Returns an array of strings with all data items found on a page according to the selector

202 (Accepted)

Task has been queued and is awaiting execution. Retry the request later, repeating until a response other than 202 (Accepted) is received

400 (Bad Request)

Invalid request parameters. Refer to the response text for more information

403 (Forbidden)

Unable to access the page content. Refer to the response text for more information

404 (Not Found)

Task not found

422 (Unprocessable Content)

There is an issue with processing the page content. Refer to the response text for more information


Scrape Multiple

Extracts data from the current page using the provided selector (and optional attribute), returning the matched text or attribute values.

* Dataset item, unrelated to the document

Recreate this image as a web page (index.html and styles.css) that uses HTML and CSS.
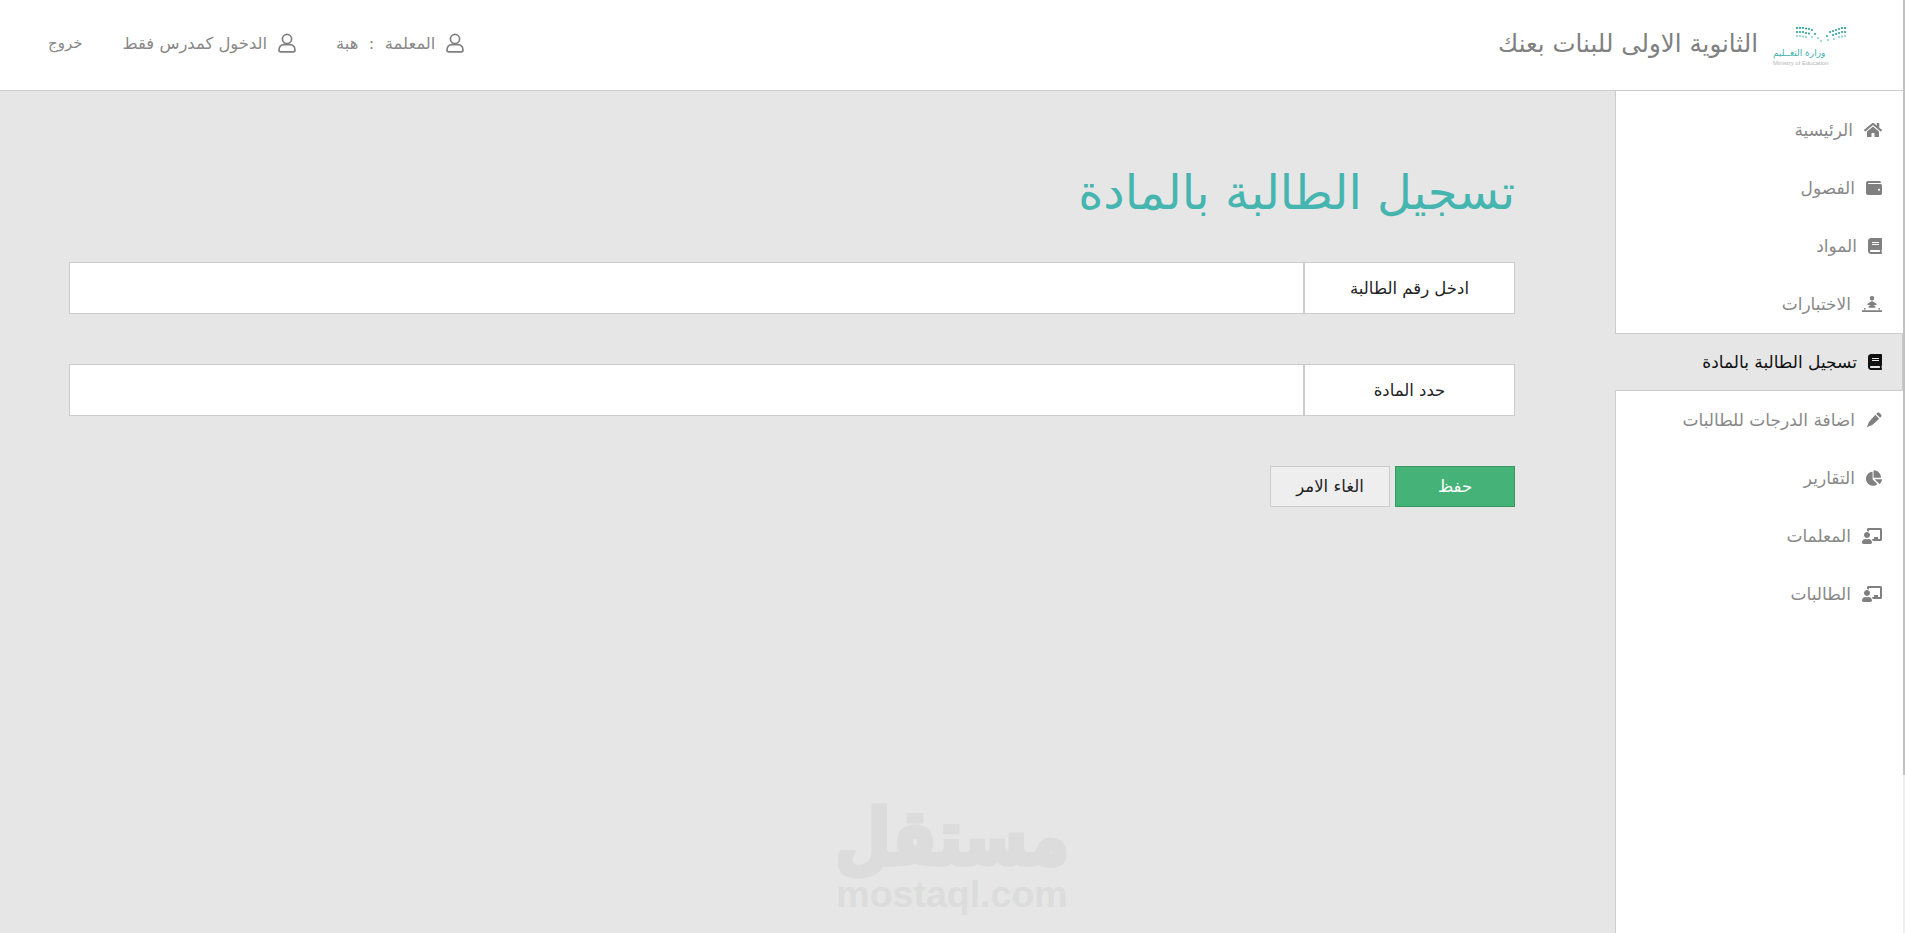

GET /api/v2/tasks/{taskId}/scrape-multiple

Path Parameters

Name Type Description
taskId string Required. A task ID returned by previous calls

Query Parameters

Name Type Description
scrapeParams array of ScrapeParams Required. scraping parameters

ScrapeParams

Field Type Description
name string Required. A name to find the corresponding scrape result in a response
selector string Required. Selector for getting interesting data on a web page
attributeName string Optional. Attribute name to get data from. Use val or leave null to get inner text

Query Example

GET /api/v2/tasks/{taskId}/scrape-multiple?scrapeParams[0].name=name&scrapeParams[0].selector=css:%20h1&scrapeParams[0].attributeName=val&scrapeParams[1].name=params&scrapeParams[1].selector=css:%20b

Responses

200 (OK)

Page data processed successfully

Returns an array of ScrapeResult

ScrapeResult
Field Type Description
name string Required. A name specified in the request ScrpapeParams
values array of string Required. Data extracted from the page according to the specified selector

202 (Accepted)

Task has been queued and is awaiting execution. Retry the request later, repeating until a response other than 202 (Accepted) is received

400 (Bad Request)

Invalid request parameters. Refer to the response text for more information

403 (Forbidden)

Unable to access the page content. Refer to the response text for more information

404 (Not Found)

Task not found

422 (Unprocessable Content)

There is an issue with processing the page content. Refer to the response text for more information


Scrape Multiple Body

Extracts data from the current page using the provided selector (and optional attribute), returning the matched text or attribute values.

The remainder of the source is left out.